Im freien Fall

Unter der glitzernden Adventsdecke verbergen sich nicht nur die geschäftige Sehnsucht nach kindlicher Weihnachtsfreude und die entlarvende Raffgier des Black Friday, es ticken auch ein paar gesellschaftspolitische Zeitbomben, die einen mit zunehmender Sorge erfüllen müssen. Es sind Zerreissproben, welche wie Spaltpilze alle Schichten der Bevölkerung erfasst haben und eine alarmierende Orientierungslosigkeit offenbaren.

Dass sich die klimabewegte Jugend den letzten Freitagnachmittag als Green Friday auf die Fahnen schrieb, um gegen den Konsumwahn des Black Friday zu protestieren, zeigte, wie diametral sich die Schnäppchenjäger und die Klimaaktivisten mit unterschiedlichen Werthaltungen gegenüber stehen.

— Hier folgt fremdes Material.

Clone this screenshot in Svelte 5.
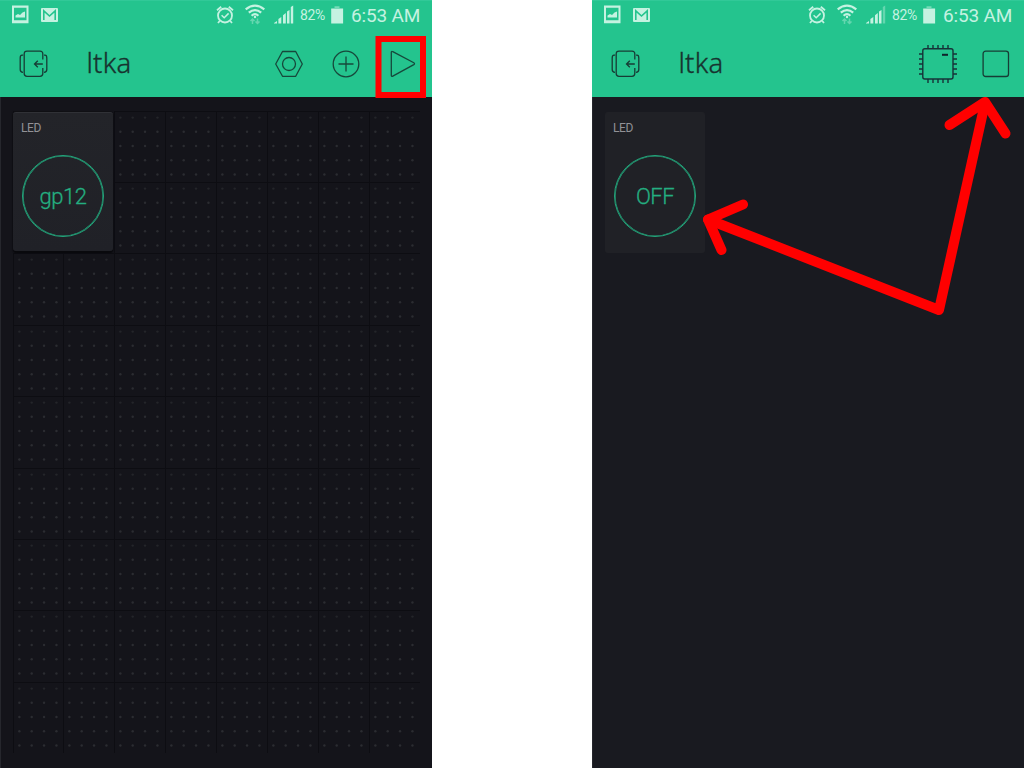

Hier der Konsum-Wahnsinn auf Kosten der Umwelt und die Freude der Geschäftswelt über den umsatzstärksten Tag des Jahres und dort die ultimative Forderung, den Gürtel enger zu schnallen und das Steuer gegen die verheerende Klimaerwärmung herumzureissen.

Nationale Klimademo in Bern: 100’000 kamen / Foto © srf

Gleichzeitig wird im Internet mit dem Slogan „Offizieller Kirchenaustritt in 1 Minute per Online-Formular“ dafür geworben,  dass man bis Ende Jahr zum Aktionspreis von 29 Franken ein entsprechendes Formular bestellen und gleichzeitig eine Bestätigungsgarantie für das Steueramt erhalten kann. In der Tat nimmt die Säkularisierung in der Schweiz rasant Fahrt auf und die reformierten und katholischen Glaubensgemeinschaften beklagen aus unterschiedlichen Gründen, die Missbrauchsskandale eingeschlossen,  jährlich Tausende von Austritten.

Entsprechend schwinden die Kirchensteuern und gefährden damit auch das wichtige soziale Netzwerk der Landeskirchen. Dazu Pfarrer Niklaus Peter vom Zürcher Fraumünster: „Ich stelle eine Sinnkrise in der Gesellschaft fest, die sich allmählich stärker bemerkbar macht.“ Während die Schweizer Reformationsstädte das 500-Jahr-Jubiläum zelebrieren, verlassen die Mitglieder in Scharen die reformierten Kirchen. Linus Schöpfer fragt im Tagesanzeiger: „Stirbt das Christentum in der Schweiz aus? Geht die Entwicklung weiter wie bisher, gibts 2060 in der Stadt Basel keine Christen mehr.“

Ins gleiche Bild gehört eine eingeschüchterte Schulleitung in Wil, welche den Lehrenden Weihnachtslieder für eine Adventsfeier verbietet – anscheinend weil „der Druck anderer Kulturen und Glaubensgruppen so gross geworden sei.» Wer die Werte unserer christlichen Kultur wie Hasenfüsse in Frage stellt, braucht sich über den desolaten Zustand unseres religiösen Selbstverständnisses und die Konsequenzen nicht zu wundern. Wie heisst es doch: „Nur die allergrössten Kälber wählen ihre Metzger selber.“

Im freien Fall befinden sich auch immer mehr Jugendliche, die Opfer der Social Media geworden sind. Das Smartphone ist rund um die Uhr ihr ständiger Begleiter. Sie versinken in eine virtuelle Pseudowelt der Heilsversprechen, in der ihnen Schönheitsideale vorgegaukelt werden, und legen sich mit 15 unters Messer, um als Influencerin Karriere zu machen. «Schweizer Jugendliche sind durchschnittlich 25 Prozent länger online als noch vor zwei Jahren», weiss die Zürcher Hochschule ZHAW zu berichten.

Surfen statt schlafen: eine neue Suchtkrankheit / Foto © familienleben.ch

Die Abschottung bewirkt einen sozialen Rückzug und die Familie zerfällt in ihre Einzelteile. Die Symptome sind ähnlich wie beim Alkoholkonsum. Wikipedia füllt ganze Spalten über die Handyabhängigkeit, welche epidemische Ausmasse annimmt. Wen wundert es da, wenn die Leistungskurve in der Schule nur noch nach unten zeigt und die Süchtigen dann beim Psychiater landen. Angstzustände und Depressionen  sind nicht selten die Folgen. Die Eltern sind in den wenigsten Fällen Vorbild. So schiessen therapeutische Einrichtungen gegen Verhaltenssüchte ins Kraut, denn das Objekt der Begierde führt direkt in die Sackgasse. Die schöne neue Welt („Brave New World“) von Aldous Huxley lässt grüssen. Frohe Weihnachten!